The Duma plea bargain
The Duma plea bargain

The State Prosecutor’s Office exerted heavy pressure on Elisha O. who was an alleged accomplice in the 2015 Duma arson, to agree to a plea bargain. The hearing is scheduled for May 12.

According to this plea deal, he will admit to having been involved in planning the arson in the Arab town of Duma. In exchange, he will be convicted of reduced offenses. His confession might incriminate another suspect, Amiram ben Uliel, who has consistently maintained his innocence.

The court is basing their evidence upon testimony which was disqualified after it was found to be forced under prolonged torture and extreme duress. 

 Michoel Fuah, one of the administrators of the Facebook page, The Duma Blood Libel, (Hebrew name: עלילת-דומא) has published the following article by Ruth Gavison regarding the torture of the suspects in what has become known as the Duma blood libel. (Ruth Gavison is one of Israel's leading intellectuals and a renowned Israeli Law professor at the Hebrew University of Jerusalem who holds the chair for Human Rights and whose areas of research include Ethnic Conflict, the Protection of Minorities, Human Rights, Political Theory, Judiciary Law, Religion and Politics, and Israel as a Jewish and democratic state.) 

She writes:  

”We presently find ourselves at a critical juncture in the Duma blood libel. Not only is the issue of torture under examination, but also the question of the proposed plea deal.  

“This proposed plea deal is a form of criminal extortion. The State Attorney's Office is pressuring the family of Elisha O. to accept this plea deal with the unrelenting coercive pressure of the court. While accepting a plea deal will save time in the courtroom, it is inherently dishonest and is a distortion of the legal process. The prosecution has all the time and all means to pressure the defendant indefinitely to confess to the most serious charges. The defendant, on the other hand, does not have the financial or emotional means to wage a costly and lengthy legal battle to prove his innocence.

“The defendant also knows that there are quite a few issues in which the court does not rule on evidence. In these cases, defendants often admit to crimes they did not commit just to finally end the tortuous saga of a powerful legal system. And even if he does accept the plea deal, he knows that he is not guaranteed to be found innocent.

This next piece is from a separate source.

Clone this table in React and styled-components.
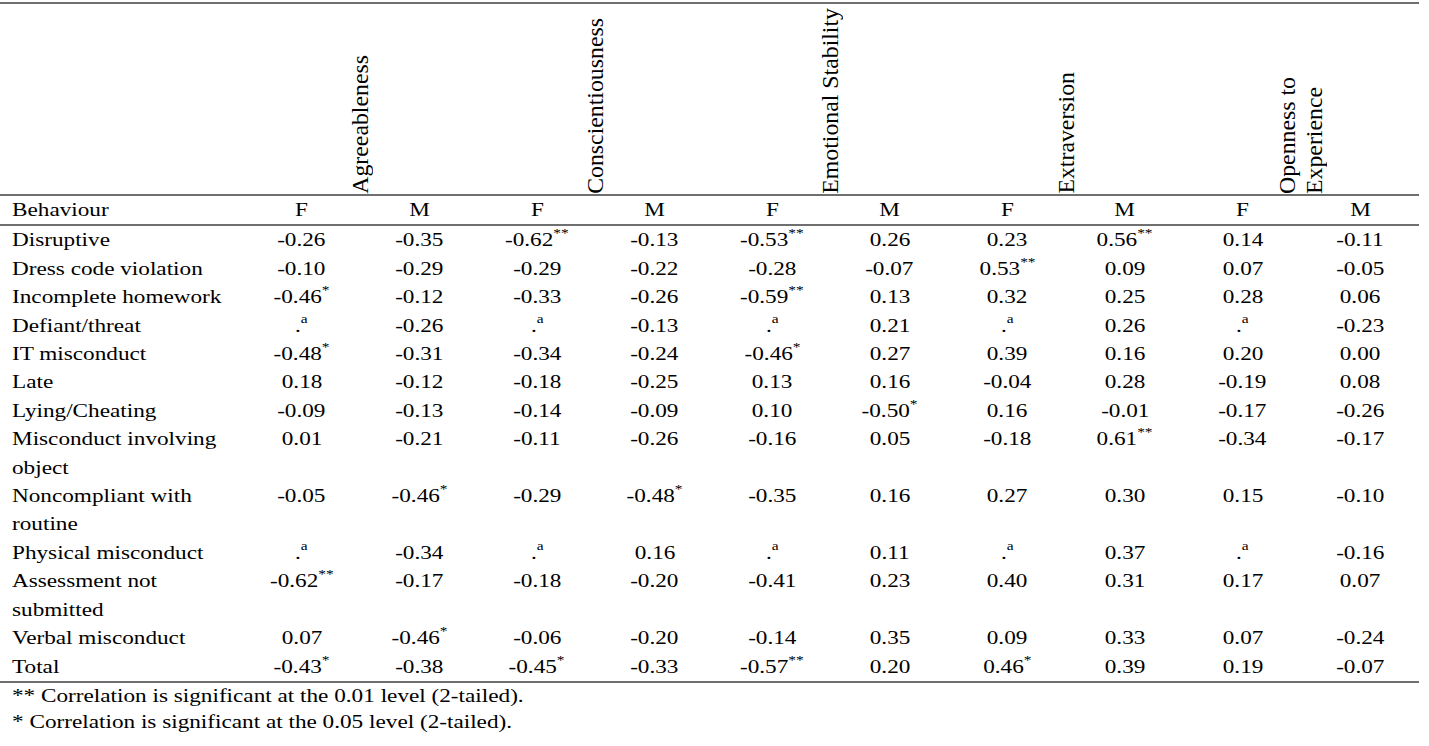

“In the case of the Duma arson, the situation is much worse. The State Prosecutor's Office insists on including the minor's confession in the plea bargain, even though the minor's confession in this matter was rejected in a higher court due to the fact that it was elicited under torture. The goal of the prosecutor's office is clear. They want to achieve the admission of guilt by a Jewish youth in the Duma case by ANY means possible. They want to remove the dark stain that hangs over all the high level officials and legal bodies in Israel involved in this fraudulent case.”

We be interested in hearing Ruth Gavison's opinion on another subject as well. Is it correct to allow plea bargains in criminal cases? Is it in the public interest to allow the State Prosecutor's Office to extort confessions from defendants whose innocence seems likely, thereby enabling the real perpetrators to roam at leisure? (In this particular case, the evidence strongly points to Arabs in the village having committed the arson as part of a prolonged family feud which involved numerous Arab arsons against the Dawabshe family).

It would be fitting that the State Prosecutor's Office close this case, which is based on confessions and reconstructions that were collected in improper ways, and did not produce any concrete evidence. The policy of trumped up charges against innocent people must end!


The plea bargain itself: The minor will plead guilty to three counts of price tag and conspiracy to arson, but the amended indictment disconnects the minor from the incident in the village of Duma, and does not mention the name of the main defendant Amiram Ben Uriel.

This is a translation of the letter Elisha's parents sent to friends:

Dear Friends,

By now I imagine that you have heard that we accepted the plea bargain offered to us. It was with tremendous discussion, deliberation and great qualms that we decided to accept the offer.

Two principles guided us.  The first being the ability to put this saga behind us and allow Elisha, full rehabilitation and to move on with his life.

The second was that the plea bargain would not  compromise any other defendant. 

We pray that these goals will be achieved.

In addition, we did not agree to  admit that Elisha is part of a terrorist organization. Therefore it will be decided by the court.

We deeply appreciate your prayers, care and support throughout.

In an imperfect world one must look forward and have Emunah that a better future lies ahead of us.

This is not the end and we have little control over the final verdict so we continue to pray for help from Hashem.